======== Data section

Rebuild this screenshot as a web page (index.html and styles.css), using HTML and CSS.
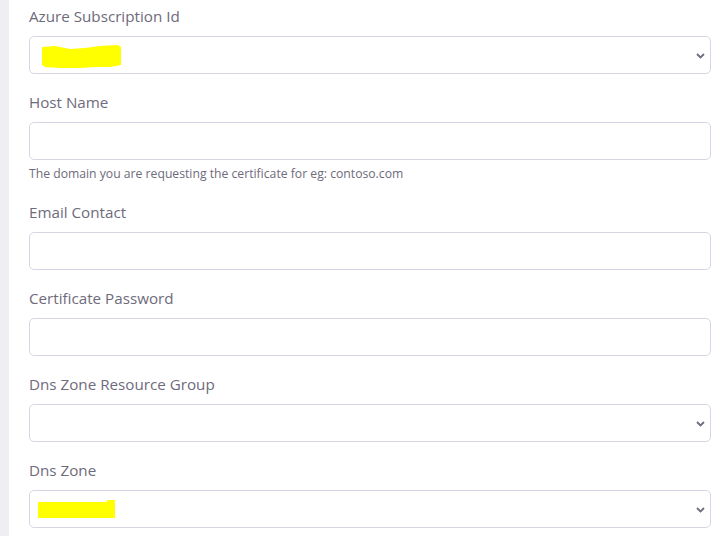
FILE: index.html
```html
<!DOCTYPE html>
<html>
<head>
<meta charset="utf-8">
<link rel="stylesheet" href="styles.css">
</head>
<body>
<div class="page">
  <div class="card">
    <div class="group">
      <div class="label">Azure Subscription Id</div>
      <div class="control select">
        <svg class="mark mark1" width="80" height="24" viewBox="0 0 80 24"><path d="M0 2 L13 1 L28 4 L43 3 L58 1 L76 0 L79 2 L79 20 L68 22 L53 22 L38 23 L18 23 L3 22 L0 20 Z" fill="#ffff00"/></svg>
        <svg class="chev" width="9" height="6" viewBox="0 0 9 6"><path d="M1 1 L4.5 4.5 L8 1" fill="none" stroke="#6e6b7b" stroke-width="1.8"/></svg>
      </div>
    </div>
    <div class="group">
      <div class="label">Host Name</div>
      <div class="control"></div>
      <div class="help">The domain you are requesting the certificate for eg: contoso.com</div>
    </div>
    <div class="group">
      <div class="label">Email Contact</div>
      <div class="control"></div>
    </div>
    <div class="group">
      <div class="label">Certificate Password</div>
      <div class="control"></div>
    </div>
    <div class="group">
      <div class="label">Dns Zone Resource Group</div>
      <div class="control select">
        <svg class="chev" width="9" height="6" viewBox="0 0 9 6"><path d="M1 1 L4.5 4.5 L8 1" fill="none" stroke="#6e6b7b" stroke-width="1.8"/></svg>
      </div>
    </div>
    <div class="group">
      <div class="label">Dns Zone</div>
      <div class="control select">
        <svg class="mark mark2" width="77" height="18" viewBox="0 0 77 18"><path d="M0 2 L69 2 L69 0 L77 0 L77 18 L0 18 Z" fill="#ffff00"/></svg>
        <svg class="chev" width="9" height="6" viewBox="0 0 9 6"><path d="M1 1 L4.5 4.5 L8 1" fill="none" stroke="#6e6b7b" stroke-width="1.8"/></svg>
      </div>
    </div>
  </div>
</div>
</body>
</html>
```

FILE: styles.css
```css
* { box-sizing: border-box; }
html, body { margin: 0; padding: 0; }
body {
  background: #ffffff;
  font-family: "Open Sans", "Noto Sans", sans-serif;
  color: #6e6b7b;
}
.page {
  background: #eeeef3;
  padding-left: 9px;
  height: 536px;
  overflow: hidden;
}
.card {
  background: #ffffff;
  height: 100%;
  padding: 6px 14px 0 20px;
}
.group { margin-bottom: 18px; }
.label {
  font-size: 15.2px;
  line-height: 20px;
  margin-bottom: 10px;
  color: #6e6b7b;
}
.control {
  height: 38px;
  border: 1px solid #d8d6e4;
  border-radius: 5px;
  background: #fff;
  display: flex;
  align-items: center;
  padding: 0 5px 0 8px;
}
.chev { margin-left: auto; margin-top: 1px; }
.mark1 { margin-left: 4px; margin-top: 4px; }
.mark2 { margin-left: 0; }
.help {
  font-size: 12.2px;
  line-height: 20px;
  margin-top: 4px;
  color: #6e6b7b;
}
```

================

Say how many lines of the material contain the word "page", with no other text.

### Final result:
3